Assim, mais uma vez, buscou-se fundamentar a tese de uma forte influência estadunidense no cenário político atual do Brasil, defendida no meu texto O Grande Golpe. Evidentemente, não há como precisar a força dessa influência, mas também não há como negar sua existência e a realidade de um alinhamento em todas as áreas do atual governo do PSL (Partido Social Liberal) com os EUA. Aliás, nem durante a Ditadura Militar (1º de abril de 1964–15 de março de 1985) tivemos um alinhamento tão grande. Há, de fato, uma verdadeira subserviência brasileira em ralação aos estadunidenses, nesse novo tipo de ditadura implantado no Brasil.

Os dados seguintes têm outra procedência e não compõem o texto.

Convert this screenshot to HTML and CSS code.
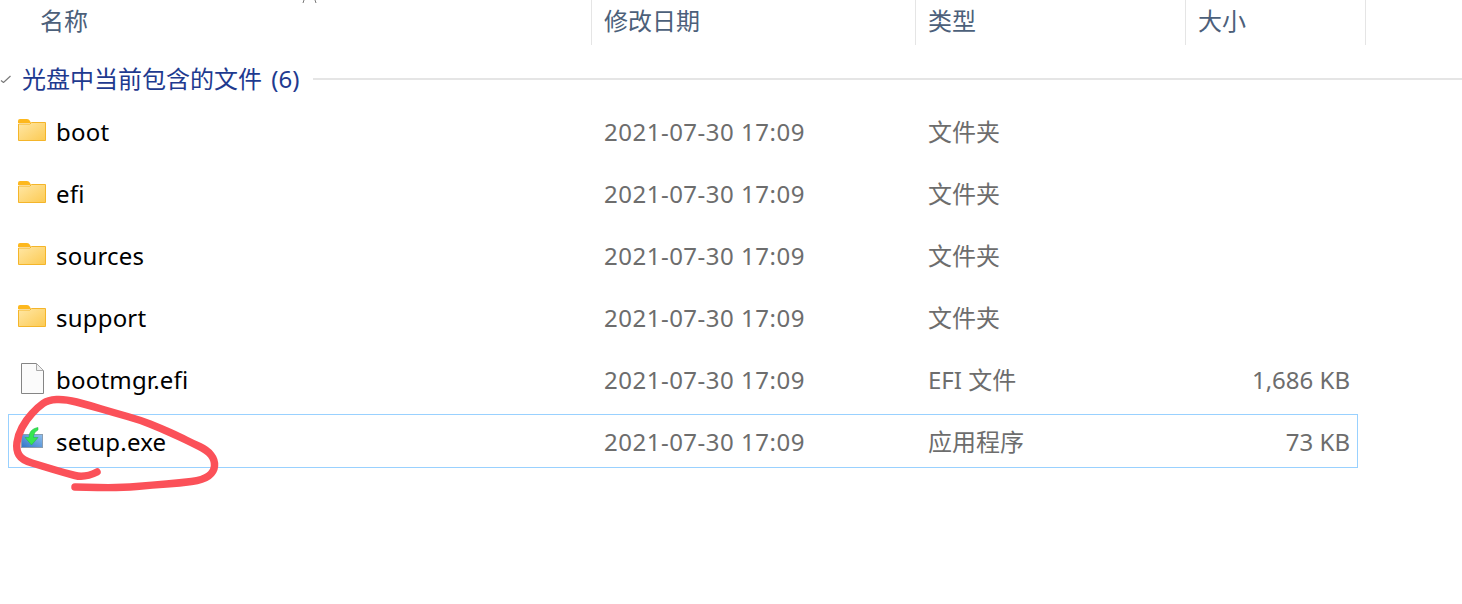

P.S.: Este texto foi escrito em 19/08/2019 e, um dia depois (20/08/2019) o jornal Folha de São Paulo publica uma matéria ( https://www1.folha.uol.com.br/poder/2019/08/deputados-americanos-questionam-colaboracao-dos-eua-com-a-lava-jato.shtml?utm_source=twitter&utm_medium=social-media&utm_content=geral&utm_campaign=noticias)com o título: “Deputados americanos questionam colaboração dos EUA com a Lava Jato”. Segundo essa matéria, 12 deputados do Partido Democrata (EUA) enviaram uma carta, no mesmo dia da matéria (20/08/2019), ao Departamento de Justiça dos EUA, endereçada ao secretário de justiça, William Barr, “preocupados com o envolvimento do Departamento de Justiça em procedimentos jurídicos brasileiros recentes que geraram controvérsia significativa e podem desestabilizar a democracia no país”. Ainda segunda essa mesma carta, haveria uma possível ajuda de agentes do Departamento de justiça estadunidense aos procuradores da Lava Jato, ajuda essa que ultrapassaria os limites da legalidade.